# Energetic Question Varification & help

1. Mar 29, 2005

### SwAnK

hey, we were asked to run up some stairs and find the power and then convert to horsepower.
Heres what i did. Converted my mass into newtons, and got 644.84N.
The distance ran was 9.7m in a time of 3.7s.
using the formula W=F*DeltaD*cos(theta) I got a total energy of 6254.95J
Using P=W/t I got a power of 1690.53watts, and converted this into horsepower and got 2.265hp. Does this sound reasonable?
We also had to get the height of the stares...why??? We were not asked to find GPE but im guessing it plays some roll in the question.

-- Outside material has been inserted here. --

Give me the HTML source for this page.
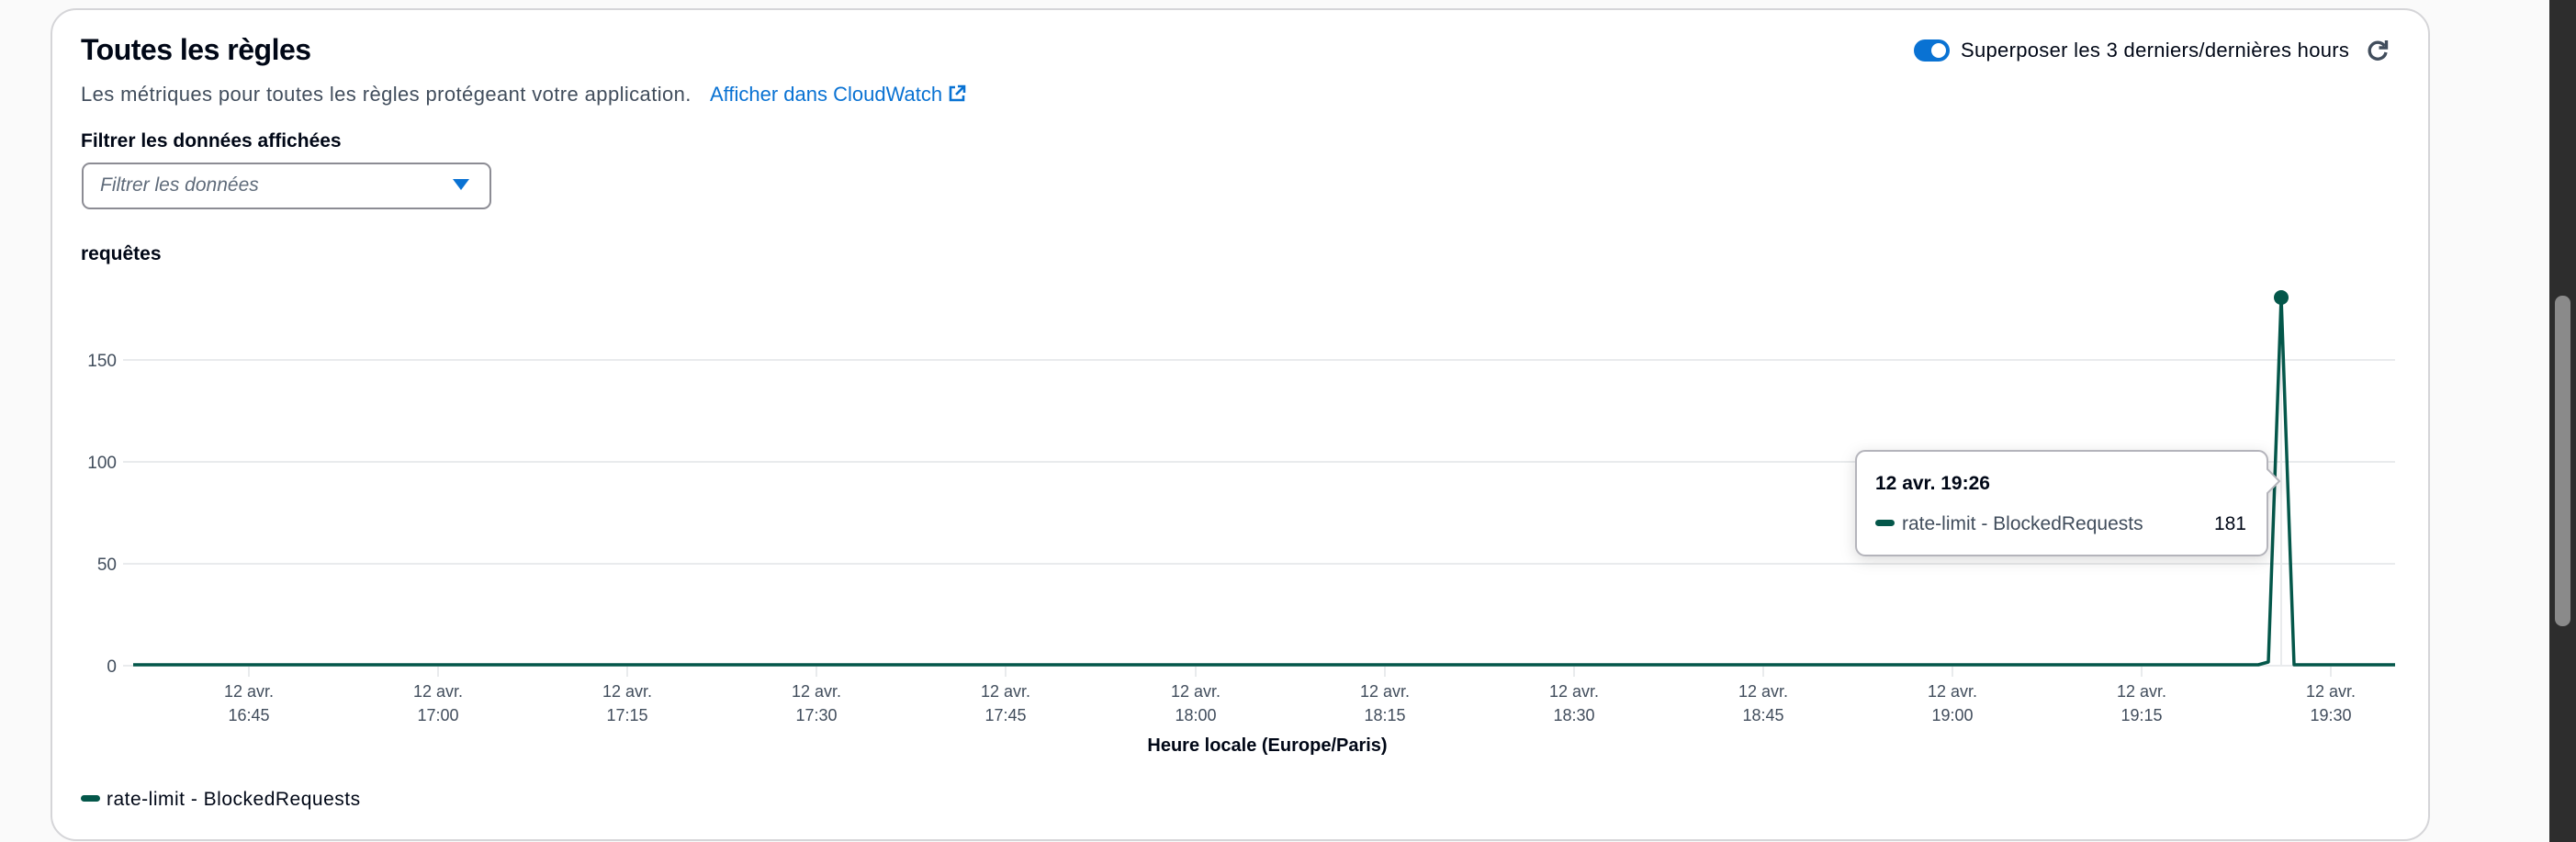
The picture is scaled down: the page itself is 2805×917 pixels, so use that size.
<!DOCTYPE html>
<html><head><meta charset="utf-8"><style>
*{margin:0;padding:0;box-sizing:border-box}
body{width:2805px;height:917px;background:#fafafa;font-family:"Liberation Sans",sans-serif;color:#000716;position:relative;overflow:hidden}
.card{position:absolute;left:55px;top:9px;width:2591px;height:907px;background:#fff;border:2px solid #d5d5d8;border-radius:28px}
.a{position:absolute;white-space:nowrap}
</style></head><body>
<div class="card"></div>
<div class="a" style="left:88px;top:36px;font-size:32px;font-weight:bold;letter-spacing:-0.5px">Toutes les règles</div>
<div class="a" style="left:88px;top:90px;font-size:22px;color:#414d5c;letter-spacing:0.4px">Les métriques pour toutes les règles protégeant votre application.</div>
<div class="a" style="left:773px;top:90px;font-size:22px;color:#0972d3">Afficher dans CloudWatch <svg width="20" height="20" viewBox="0 0 20 20" style="vertical-align:-2px"><path d="M8 3H3v14h14v-5" fill="none" stroke="#0972d3" stroke-width="2.6"/><path d="M11 2h7v7M18 2l-9 9" fill="none" stroke="#0972d3" stroke-width="2.6"/></svg></div>
<div class="a" style="left:88px;top:142px;font-size:21px;font-weight:bold">Filtrer les données affichées</div>
<div class="a" style="left:89px;top:177px;width:446px;height:51px;border:2px solid #8c8c94;border-radius:9px"></div>
<div class="a" style="left:109px;top:190px;font-size:21px;font-style:italic;color:#5f6b7a">Filtrer les données</div>
<svg class="a" style="left:491px;top:193px" width="22" height="16" viewBox="0 0 22 16"><path d="M2 2h18l-9 12z" fill="#0972d3"/></svg>
<div class="a" style="left:88px;top:265px;font-size:21px;font-weight:bold">requêtes</div>

<div class="a" style="left:2084px;top:43px;width:39px;height:24px;border-radius:12px;background:#0972d3"><div style="position:absolute;right:4px;top:4px;width:16px;height:16px;border-radius:50%;background:#fff"></div></div>
<div class="a" style="left:2135px;top:42px;font-size:22px;letter-spacing:0.3px">Superposer les 3 derniers/dernières hours</div>
<svg class="a" style="left:2575px;top:41px" width="28" height="28" viewBox="0 0 28 28"><path d="M21.5 9A9 9 0 1 0 23 16" fill="none" stroke="#414d5c" stroke-width="3.4"/><path d="M23.5 3v8h-8" fill="none" stroke="#414d5c" stroke-width="3.4"/></svg>

<svg class="a" style="left:0;top:0" width="2805" height="917">
<g stroke="#e9ebed" stroke-width="2">
<line x1="134" y1="392" x2="2608" y2="392"/><line x1="134" y1="503" x2="2608" y2="503"/><line x1="134" y1="614" x2="2608" y2="614"/><line x1="134" y1="725" x2="2608" y2="725"/>
<line x1="271" y1="725" x2="271" y2="737"/><line x1="477" y1="725" x2="477" y2="737"/><line x1="683" y1="725" x2="683" y2="737"/><line x1="889" y1="725" x2="889" y2="737"/><line x1="1095" y1="725" x2="1095" y2="737"/><line x1="1302" y1="725" x2="1302" y2="737"/><line x1="1508" y1="725" x2="1508" y2="737"/><line x1="1714" y1="725" x2="1714" y2="737"/><line x1="1920" y1="725" x2="1920" y2="737"/><line x1="2126" y1="725" x2="2126" y2="737"/><line x1="2332" y1="725" x2="2332" y2="737"/><line x1="2538" y1="725" x2="2538" y2="737"/>
<line x1="2484" y1="324" x2="2484" y2="725"/>
</g>
<g font-family="Liberation Sans,sans-serif" font-size="19" fill="#414d5c" text-anchor="end">
<text x="127" y="399">150</text><text x="127" y="510">100</text><text x="127" y="621">50</text><text x="127" y="732">0</text>
</g>
<g font-family="Liberation Sans,sans-serif" font-size="18" fill="#414d5c" text-anchor="middle">
<text x="271" y="759">12 avr.</text><text x="271" y="785">16:45</text>
<text x="477" y="759">12 avr.</text><text x="477" y="785">17:00</text>
<text x="683" y="759">12 avr.</text><text x="683" y="785">17:15</text>
<text x="889" y="759">12 avr.</text><text x="889" y="785">17:30</text>
<text x="1095" y="759">12 avr.</text><text x="1095" y="785">17:45</text>
<text x="1302" y="759">12 avr.</text><text x="1302" y="785">18:00</text>
<text x="1508" y="759">12 avr.</text><text x="1508" y="785">18:15</text>
<text x="1714" y="759">12 avr.</text><text x="1714" y="785">18:30</text>
<text x="1920" y="759">12 avr.</text><text x="1920" y="785">18:45</text>
<text x="2126" y="759">12 avr.</text><text x="2126" y="785">19:00</text>
<text x="2332" y="759">12 avr.</text><text x="2332" y="785">19:15</text>
<text x="2538" y="759">12 avr.</text><text x="2538" y="785">19:30</text>
</g>
<text x="1380" y="818" font-family="Liberation Sans,sans-serif" font-size="20" font-weight="bold" fill="#000716" text-anchor="middle">Heure locale (Europe/Paris)</text>
<polyline points="145,724 2459,724 2470,721 2484,324 2498,724 2608,724" fill="none" stroke="#04574a" stroke-width="3.5" stroke-linejoin="round"/>
<circle cx="2484" cy="324" r="8" fill="#04574a"/>
<rect x="88" y="866" width="21" height="7" rx="3.5" fill="#04574a"/>
<text x="116" y="877" font-family="Liberation Sans,sans-serif" font-size="21" fill="#000716" letter-spacing="0.5">rate-limit - BlockedRequests</text>
<g filter="drop-shadow(0 4px 8px rgba(0,0,0,0.15))">
<path d="M2031 491H2459a10 10 0 0 1 10 10V511L2482 524L2469 537V595a10 10 0 0 1 -10 10H2031a10 10 0 0 1 -10 -10V501a10 10 0 0 1 10 -10z" fill="#fff" stroke="#b4b4bb" stroke-width="2"/>
</g>
<text x="2042" y="533" font-family="Liberation Sans,sans-serif" font-size="21" font-weight="bold" fill="#000716">12 avr. 19:26</text>
<rect x="2042" y="566" width="21" height="7" rx="3.5" fill="#04574a"/>
<text x="2071" y="577" font-family="Liberation Sans,sans-serif" font-size="21" fill="#414d5c">rate-limit - BlockedRequests</text>
<text x="2446" y="577" font-family="Liberation Sans,sans-serif" font-size="21" fill="#000716" text-anchor="end">181</text>
</svg>
<div class="a" style="left:2776px;top:0;width:29px;height:917px;background:#2d2d2d"></div>
<div class="a" style="left:2782px;top:322px;width:17px;height:360px;border-radius:8px;background:#8a8a8a"></div>
</body></html>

Also, what would the ratio of GPE to KE look like going up the stairs? Because you are expending energy going up the stairs by increasing your GPE and you also had to use some energy to get your KE. My thought is that they would not be the same because it takes more energy to go up then down.
thanx

Last edited: Mar 29, 2005
2. Mar 29, 2005

### dextercioby

If you know the geometry (the inclination angle & the distance travelled while climbing the stairs),then u can easily find the height,using the "sin" function in a right triangle...

Yes,the result of 2.265 horsepower sounds reasonable.

Daniel.

3. Mar 29, 2005

### SwAnK

Sorry i musnt have been clear, i meant that i DO know the hieght it was 4.7m. I was wondering why we would need to know something like this in a question asked to find power. Im guessing it has something to do with potential energy
any ideas??? and what about the ratios? (mentioned above)

4. Mar 30, 2005

### dextercioby

I dunno,u haven't posted the text of the problem exactly,u know...

Daniel.

5. Mar 30, 2005

### whozum

KE = PE. PE = F * h

You need h to know how much work you did, its not enough to know you went against a force.

6. Mar 30, 2005

### dextercioby

Well,he computed the work and apparently forgot to add to this work done against gravity the KE of his movement...He's given the distance & the time,so that would give him an average velocity with which he can compute the KE...

Daniel.

7. Mar 30, 2005

### whozum

Well he could have found the energy either using GPE or KE, they would both give the same result, but KE I believe would require some trig. GPE is much simpler :D

PE = MGH = MG (your weight) x H (height of climb)
PE = 644.84N x 4.7m = 3031J

Yay for inconsistencies. You either measured something incorrectly or reported the wrong figures. Either that or you were running up a 30 degree incline.

Last edited: Mar 30, 2005
8. Mar 30, 2005

### SwAnK

wouldn't you use you average velocity and then find KE, and add this energy to PE??
and then divide that number by time to get watts?

9. Mar 30, 2005

### what

w= Fdcos(theta) is for a constant force or average force, i mean unless you're doing physics with calc. How did you find the force if you were running up the steps, was someone pushing you with a constant force up the stairs. I think you were probably supposed to use the graviational potential energy to find out how much power you used to get yourself to a higher gravitational potential. However, i don't really know what you were supposed to do so this is just a guess.

10. Mar 31, 2005

### SwAnK

read above, i already did that, im wondering about if u find GPE do u add KE to that to get total Energy?

11. Mar 31, 2005

### whozum

Theres two different energies here. The energy provided by your body and the energy provided by GPE. You gain GPE and gain kinetic energy at the expense of the energy put out by your body. I would omit this part.

What I'm not getting is if you ascended 4.7meters, the work done should be mgh. 644.84*9.8*4.7 is 3030Nm. In 3.7s this is 819W, or about 1.1hp.